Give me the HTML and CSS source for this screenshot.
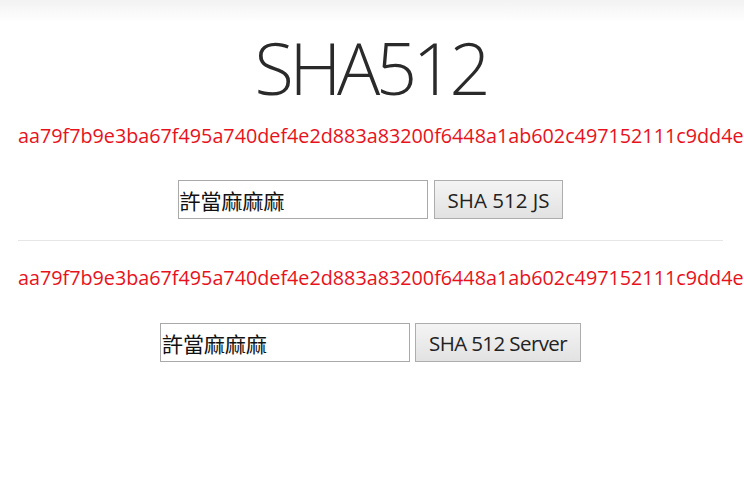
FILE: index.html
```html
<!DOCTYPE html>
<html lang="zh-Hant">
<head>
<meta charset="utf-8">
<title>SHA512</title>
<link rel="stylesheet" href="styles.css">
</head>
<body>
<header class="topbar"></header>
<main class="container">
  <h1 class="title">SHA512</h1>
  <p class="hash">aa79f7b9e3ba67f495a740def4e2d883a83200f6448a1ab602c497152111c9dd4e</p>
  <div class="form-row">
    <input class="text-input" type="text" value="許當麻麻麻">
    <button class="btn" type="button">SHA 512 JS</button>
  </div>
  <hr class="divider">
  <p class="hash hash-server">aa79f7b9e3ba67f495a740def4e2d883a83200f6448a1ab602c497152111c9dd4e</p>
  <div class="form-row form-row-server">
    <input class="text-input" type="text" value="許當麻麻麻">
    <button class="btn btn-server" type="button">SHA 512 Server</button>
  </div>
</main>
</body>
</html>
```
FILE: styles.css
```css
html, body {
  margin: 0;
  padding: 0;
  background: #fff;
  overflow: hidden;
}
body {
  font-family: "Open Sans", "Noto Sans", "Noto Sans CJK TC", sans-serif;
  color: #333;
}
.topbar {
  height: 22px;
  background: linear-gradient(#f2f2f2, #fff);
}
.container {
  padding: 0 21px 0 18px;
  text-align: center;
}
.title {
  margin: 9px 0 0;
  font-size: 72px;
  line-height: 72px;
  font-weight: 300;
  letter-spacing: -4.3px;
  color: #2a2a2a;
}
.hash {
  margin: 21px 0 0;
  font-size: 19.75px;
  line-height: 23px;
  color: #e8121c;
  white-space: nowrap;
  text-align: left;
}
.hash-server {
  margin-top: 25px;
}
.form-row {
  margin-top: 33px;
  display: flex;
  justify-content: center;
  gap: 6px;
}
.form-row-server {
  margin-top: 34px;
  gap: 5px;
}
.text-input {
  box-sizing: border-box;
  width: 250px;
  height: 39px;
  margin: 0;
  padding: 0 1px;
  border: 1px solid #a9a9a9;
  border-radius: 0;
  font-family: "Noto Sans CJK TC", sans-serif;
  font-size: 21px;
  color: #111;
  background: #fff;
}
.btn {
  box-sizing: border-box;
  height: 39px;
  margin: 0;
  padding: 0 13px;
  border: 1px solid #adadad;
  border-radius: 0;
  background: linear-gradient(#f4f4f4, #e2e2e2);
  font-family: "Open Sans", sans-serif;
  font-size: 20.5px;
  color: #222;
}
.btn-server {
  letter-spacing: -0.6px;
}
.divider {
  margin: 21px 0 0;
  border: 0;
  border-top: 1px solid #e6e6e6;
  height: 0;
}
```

PROBLEM DESCRIPTION =>
Using the material above, set down every line exactly, but skip the pictures.

RESULT =>
Give me the HTML and CSS source for this screenshot.
FILE: index.html
```html
<!DOCTYPE html>
<html lang="zh-Hant">
<head>
<meta charset="utf-8">
<title>SHA512</title>
<link rel="stylesheet" href="styles.css">
</head>
<body>
<header class="topbar"></header>
<main class="container">
  <h1 class="title">SHA512</h1>
  <p class="hash">aa79f7b9e3ba67f495a740def4e2d883a83200f6448a1ab602c497152111c9dd4e</p>
  <div class="form-row">
    <input class="text-input" type="text" value="許當麻麻麻">
    <button class="btn" type="button">SHA 512 JS</button>
  </div>
  <hr class="divider">
  <p class="hash hash-server">aa79f7b9e3ba67f495a740def4e2d883a83200f6448a1ab602c497152111c9dd4e</p>
  <div class="form-row form-row-server">
    <input class="text-input" type="text" value="許當麻麻麻">
    <button class="btn btn-server" type="button">SHA 512 Server</button>
  </div>
</main>
</body>
</html>
```
FILE: styles.css
```css
html, body {
  margin: 0;
  padding: 0;
  background: #fff;
  overflow: hidden;
}
body {
  font-family: "Open Sans", "Noto Sans", "Noto Sans CJK TC", sans-serif;
  color: #333;
}
.topbar {
  height: 22px;
  background: linear-gradient(#f2f2f2, #fff);
}
.container {
  padding: 0 21px 0 18px;
  text-align: center;
}
.title {
  margin: 9px 0 0;
  font-size: 72px;
  line-height: 72px;
  font-weight: 300;
  letter-spacing: -4.3px;
  color: #2a2a2a;
}
.hash {
  margin: 21px 0 0;
  font-size: 19.75px;
  line-height: 23px;
  color: #e8121c;
  white-space: nowrap;
  text-align: left;
}
.hash-server {
  margin-top: 25px;
}
.form-row {
  margin-top: 33px;
  display: flex;
  justify-content: center;
  gap: 6px;
}
.form-row-server {
  margin-top: 34px;
  gap: 5px;
}
.text-input {
  box-sizing: border-box;
  width: 250px;
  height: 39px;
  margin: 0;
  padding: 0 1px;
  border: 1px solid #a9a9a9;
  border-radius: 0;
  font-family: "Noto Sans CJK TC", sans-serif;
  font-size: 21px;
  color: #111;
  background: #fff;
}
.btn {
  box-sizing: border-box;
  height: 39px;
  margin: 0;
  padding: 0 13px;
  border: 1px solid #adadad;
  border-radius: 0;
  background: linear-gradient(#f4f4f4, #e2e2e2);
  font-family: "Open Sans", sans-serif;
  font-size: 20.5px;
  color: #222;
}
.btn-server {
  letter-spacing: -0.6px;
}
.divider {
  margin: 21px 0 0;
  border: 0;
  border-top: 1px solid #e6e6e6;
  height: 0;
}
```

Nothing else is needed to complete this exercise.